Aposentadoria rural só muda para os homens
O Governo previa economizar 92,4 bilhões de reais em dez anos com as alterações sugeridas na aposentadoria para os trabalhadores rurais. Pelas regras atuais, o homem pode se aposentar aos 60 anos e as mulheres aos 55. Segundo o texto de Bolsonaro, a idade seria mantida em 60 anos para os homens e de 55 anos para as mulheres. No caso delas, contudo, haveria um aumento progressivo até 2030, quando passariam a poder se aposentar somente a partir dos 60 anos. Além disso, ambos teriam de contribuir por ao menos 15 anos, também com aumentos progressivos, quando em 2030 esse período de contribuição deveria atingir os 20 anos.
A nova versão do texto apresentada pelo relator estipula, no entanto, que a idade mínima para a aposentadoria das mulheres continue sendo de 55 anos com 15 anos de contribuição e que apenas os homens elevem o tempo de contribuição de 15 para 20 anos. A reforma queria que esse valor passasse pra um salário
Abono salarial para quem recebe até 1.364 reais
O abono salarial passará a ser pago para quem recebe até 1.364,43 reais, segundo o parecer do relator Samuel Moreira. Anualmente, trabalhadores que recebem até dois salários mínimos têm direito a receber um abono equivalente ao salário mínimo vigente (em 2019 é 998 reais). A reforma do Governo previa que esse abono só seria válido para quem recebesse até um salário mínimo mensal. Caso a nova regra do texto original da reforma fosse aprovada, 23,4 milhões de trabalhadores seriam afetados.
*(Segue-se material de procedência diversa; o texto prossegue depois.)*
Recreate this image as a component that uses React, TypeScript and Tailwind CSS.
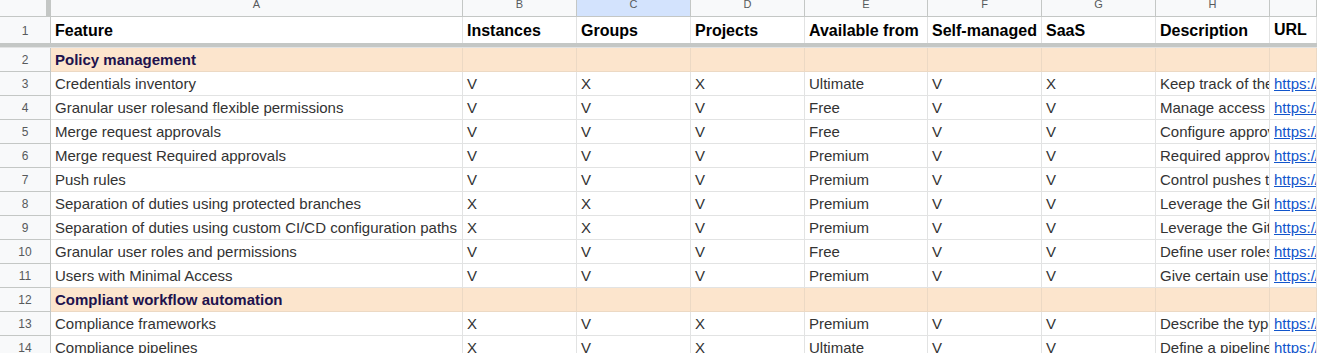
import React from "react";

type Row =
  | { kind: "section"; n: number; title: string }
  | {
      kind: "data";
      n: number;
      feature: string;
      b: string;
      c: string;
      d: string;
      tier: string;
      f: string;
      g: string;
      desc: string;
    };

const rows: Row[] = [
  { kind: "section", n: 2, title: "Policy management" },
  { kind: "data", n: 3, feature: "Credentials inventory", b: "V", c: "X", d: "X", tier: "Ultimate", f: "V", g: "X", desc: "Keep track of the credentials used by all of your users" },
  { kind: "data", n: 4, feature: "Granular user rolesand flexible permissions", b: "V", c: "V", d: "V", tier: "Free", f: "V", g: "V", desc: "Manage access and permissions with five different user roles" },
  { kind: "data", n: 5, feature: "Merge request approvals", b: "V", c: "V", d: "V", tier: "Free", f: "V", g: "V", desc: "Configure approvals required for merge requests" },
  { kind: "data", n: 6, feature: "Merge request Required approvals", b: "V", c: "V", d: "V", tier: "Premium", f: "V", g: "V", desc: "Required approvals for merge requests" },
  { kind: "data", n: 7, feature: "Push rules", b: "V", c: "V", d: "V", tier: "Premium", f: "V", g: "V", desc: "Control pushes to your repositories" },
  { kind: "data", n: 8, feature: "Separation of duties using protected branches", b: "X", c: "X", d: "V", tier: "Premium", f: "V", g: "V", desc: "Leverage the GitLab protected branches" },
  { kind: "data", n: 9, feature: "Separation of duties using custom CI/CD configuration paths", b: "X", c: "X", d: "V", tier: "Premium", f: "V", g: "V", desc: "Leverage the GitLab cross-project YAML" },
  { kind: "data", n: 10, feature: "Granular user roles and permissions", b: "V", c: "V", d: "V", tier: "Free", f: "V", g: "V", desc: "Define user roles and permissions" },
  { kind: "data", n: 11, feature: "Users with Minimal Access", b: "V", c: "V", d: "V", tier: "Premium", f: "V", g: "V", desc: "Give certain users access to a group" },
  { kind: "section", n: 12, title: "Compliant workflow automation" },
  { kind: "data", n: 13, feature: "Compliance frameworks", b: "X", c: "V", d: "X", tier: "Premium", f: "V", g: "V", desc: "Describe the type of compliance requirements" },
  { kind: "data", n: 14, feature: "Compliance pipelines", b: "X", c: "V", d: "X", tier: "Ultimate", f: "V", g: "V", desc: "Define a pipeline configuration to run" },
];

const cols = "grid grid-cols-[51px_412px_114px_114px_114px_123px_114px_114px_114px_1fr]";
const letters = ["A", "B", "C", "D", "E", "F", "G", "H", ""];
const heads = ["Feature", "Instances", "Groups", "Projects", "Available from", "Self-managed", "SaaS", "Description", "URL"];

const Cell: React.FC<{ children?: React.ReactNode; className?: string }> = ({ children, className = "" }) => (
  <div className={`h-[24px] border-r border-b border-[#e2e3e3] pl-[4px] pt-[2px] flex items-center overflow-hidden whitespace-nowrap ${className}`}>
    {children}
  </div>
);

const RowNum: React.FC<{ n: number }> = ({ n }) => (
  <div className="h-[24px] bg-[#f8f9fa] border-r border-b border-[#c4c7c5] flex items-center justify-center text-[12px] text-[#575a5c]">
    {n}
  </div>
);

export default function App() {
  return (
    <div className="w-[1317px] h-[353px] overflow-hidden bg-white font-['Liberation_Sans',Arial,sans-serif] text-[15px] text-[#333333]">
      {/* column letters */}
      <div className={cols}>
        <div className="h-[17px] bg-[#f8f9fa] border-b border-[#c4c7c5] flex justify-end">
          <div className="w-[5px] h-full bg-[#c4c7c5]" />
        </div>
        {letters.map((l, i) => (
          <div
            key={i}
            className={`h-[17px] border-r border-b border-[#c4c7c5] flex items-start justify-center leading-[9px] text-[11px] text-[#575a5c] ${
              l === "C" ? "bg-[#d3e3fd]" : "bg-[#f8f9fa]"
            }`}
          >
            {l}
          </div>
        ))}
      </div>

      {/* header row 1 */}
      <div className={cols}>
        <div className="h-[26px] bg-[#f8f9fa] border-r border-[#c4c7c5] flex items-center justify-center pt-[2px] text-[12px] text-[#575a5c]">1</div>
        {heads.map((h, i) => (
          <div
            key={h}
            className={`h-[26px] border-r border-[#e2e3e3] pl-[4px] flex overflow-hidden whitespace-nowrap font-bold text-[16px] text-black ${
              i === 8 ? "items-end pb-[1px]" : "items-center pt-[2px]"
            }`}
          >
            {h}
          </div>
        ))}
      </div>
      <div className="h-[4px] bg-[#c4c7c5]" />
      <div className="h-[1px] bg-[#e2e3e3]" />

      {rows.map((r) =>
        r.kind === "section" ? (
          <div key={r.n} className={cols}>
            <RowNum n={r.n} />
            <Cell className="bg-[#fce5cd] border-[#ecd9c4] font-bold text-[#20124d]">{r.title}</Cell>
            {Array.from({ length: 8 }).map((_, i) => (
              <Cell key={i} className="bg-[#fce5cd] border-[#ecd9c4]" />
            ))}
          </div>
        ) : (
          <div key={r.n} className={cols}>
            <RowNum n={r.n} />
            <Cell>{r.feature}</Cell>
            <Cell>{r.b}</Cell>
            <Cell>{r.c}</Cell>
            <Cell>{r.d}</Cell>
            <Cell>{r.tier}</Cell>
            <Cell>{r.f}</Cell>
            <Cell>{r.g}</Cell>
            <Cell>{r.desc}</Cell>
            <Cell>
              <span className="text-[#1155cc] underline">https://docs.gitlab.com/</span>
            </Cell>
          </div>
        )
      )}
    </div>
  );
}
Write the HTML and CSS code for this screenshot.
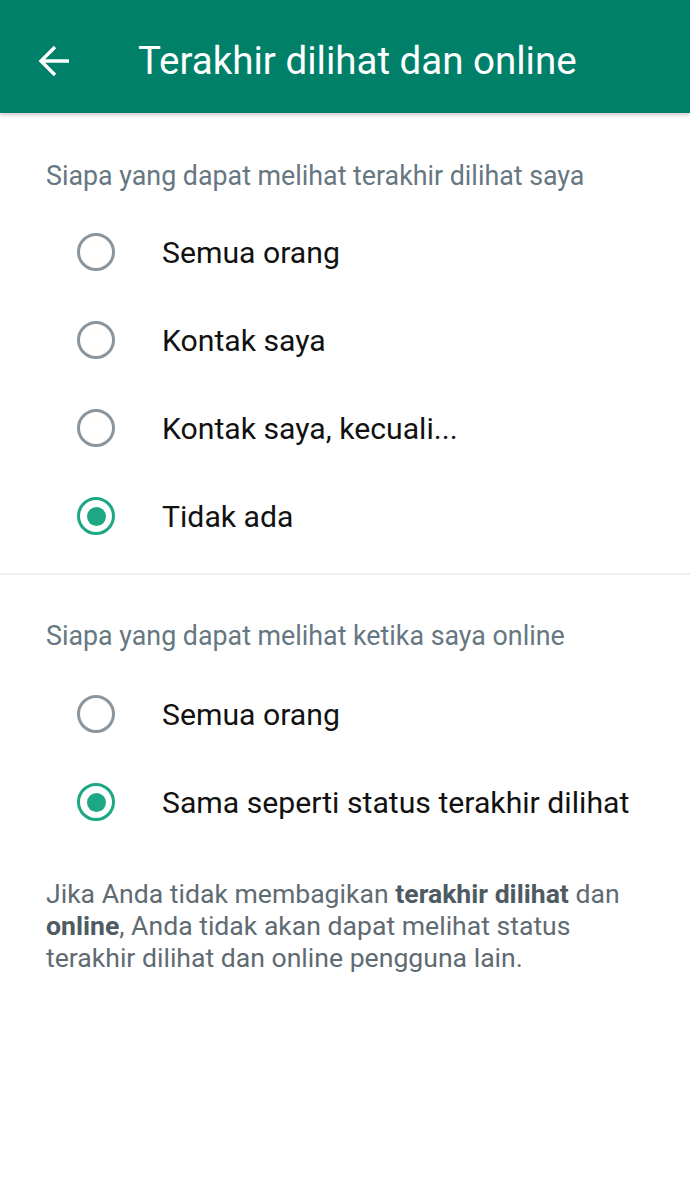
FILE: index.html
```html
<!DOCTYPE html>
<html lang="id">
<head>
<meta charset="utf-8">
<title>Terakhir dilihat dan online</title>
<link rel="stylesheet" href="styles.css">
</head>
<body>
<header class="appbar">
  <svg class="back" width="32" height="32" viewBox="0 0 32 32" aria-hidden="true">
    <path d="M31 16H3 M17 2L3 16l14 14" fill="none" stroke="#fff" stroke-width="3.4"/>
  </svg>
  <h1 class="title">Terakhir dilihat dan online</h1>
</header>

<section class="group first">
  <h2 class="group-title">Siapa yang dapat melihat terakhir dilihat saya</h2>
  <div class="option"><span class="radio"></span><span class="label">Semua orang</span></div>
  <div class="option"><span class="radio"></span><span class="label">Kontak saya</span></div>
  <div class="option"><span class="radio"></span><span class="label">Kontak saya, kecuali...</span></div>
  <div class="option"><span class="radio checked"></span><span class="label">Tidak ada</span></div>
</section>

<div class="divider"></div>

<section class="group second">
  <h2 class="group-title">Siapa yang dapat melihat ketika saya online</h2>
  <div class="option"><span class="radio"></span><span class="label">Semua orang</span></div>
  <div class="option"><span class="radio checked"></span><span class="label">Sama seperti status terakhir dilihat</span></div>
</section>

<p class="note">Jika Anda tidak membagikan <b>terakhir dilihat</b> dan <b>online</b>, Anda tidak akan dapat melihat status terakhir dilihat dan online pengguna lain.</p>
</body>
</html>
```

FILE: styles.css
```css
* { box-sizing: border-box; }
html, body { margin: 0; padding: 0; background: #fff; }
body { font-family: Roboto, "Noto Sans", sans-serif; width: 690px; }

.appbar {
  height: 113px;
  padding-top: 9px;
  background: #008069;
  display: flex;
  align-items: center;
  box-shadow: 0 2px 4px rgba(0,0,0,0.22);
  position: relative;
}
.back { margin-left: 38px; flex: none; }
.title {
  margin: 0 0 0 68px;
  color: #fff;
  font-weight: 400;
  font-size: 38.5px;
  line-height: 44px;
}

.group-title {
  margin: 0;
  padding-left: 46px;
  font-size: 26.8px;
  line-height: 32px;
  font-weight: 400;
  color: #667781;
  white-space: nowrap;
}
.first .group-title { margin-top: 47px; margin-bottom: 16px; }
.second .group-title { margin-top: 45px; margin-bottom: 18px; }

.option {
  height: 88px;
  display: flex;
  align-items: center;
}
.radio {
  flex: none;
  width: 38px;
  height: 38px;
  margin-left: 77px;
  border: 3.5px solid #8a959d;
  border-radius: 50%;
  position: relative;
}
.radio.checked { border-color: #1da784; }
.radio.checked::after {
  content: "";
  position: absolute;
  left: 50%; top: 50%;
  width: 19px; height: 19px;
  margin: -9.5px 0 0 -9.5px;
  border-radius: 50%;
  background: #1da784;
}
.label {
  margin-left: 47px;
  font-size: 30.2px;
  color: #111;
  white-space: nowrap;
}

.divider {
  height: 2px;
  background: #f0f0f0;
  margin-top: 13px;
}

.note {
  margin: 32px 0 0 0;
  padding: 0 44px 0 46px;
  font-size: 26.6px;
  line-height: 32px;
  color: #5f6b73;
}
.note b { font-weight: 700; color: #4f5b63; }
```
Estados e municípios ficam de fora
A proposta do Governo esperava incluir os servidores dos Estados e Municípios. Para a União, essa inclusão seria uma medida mais política do que econômica, já que não impacta nos cofres federais. Parlamentares não querem arcar com o desgaste de aprovar mudanças nas regras de aposentadorias de funcionários públicos estaduais e municipais.O relator ressaltou que os legislativos de cada ente federativo terão de aprovar regras próprias por meio de lei complementar, mas que não desistiu da inclusão das unidades da federação.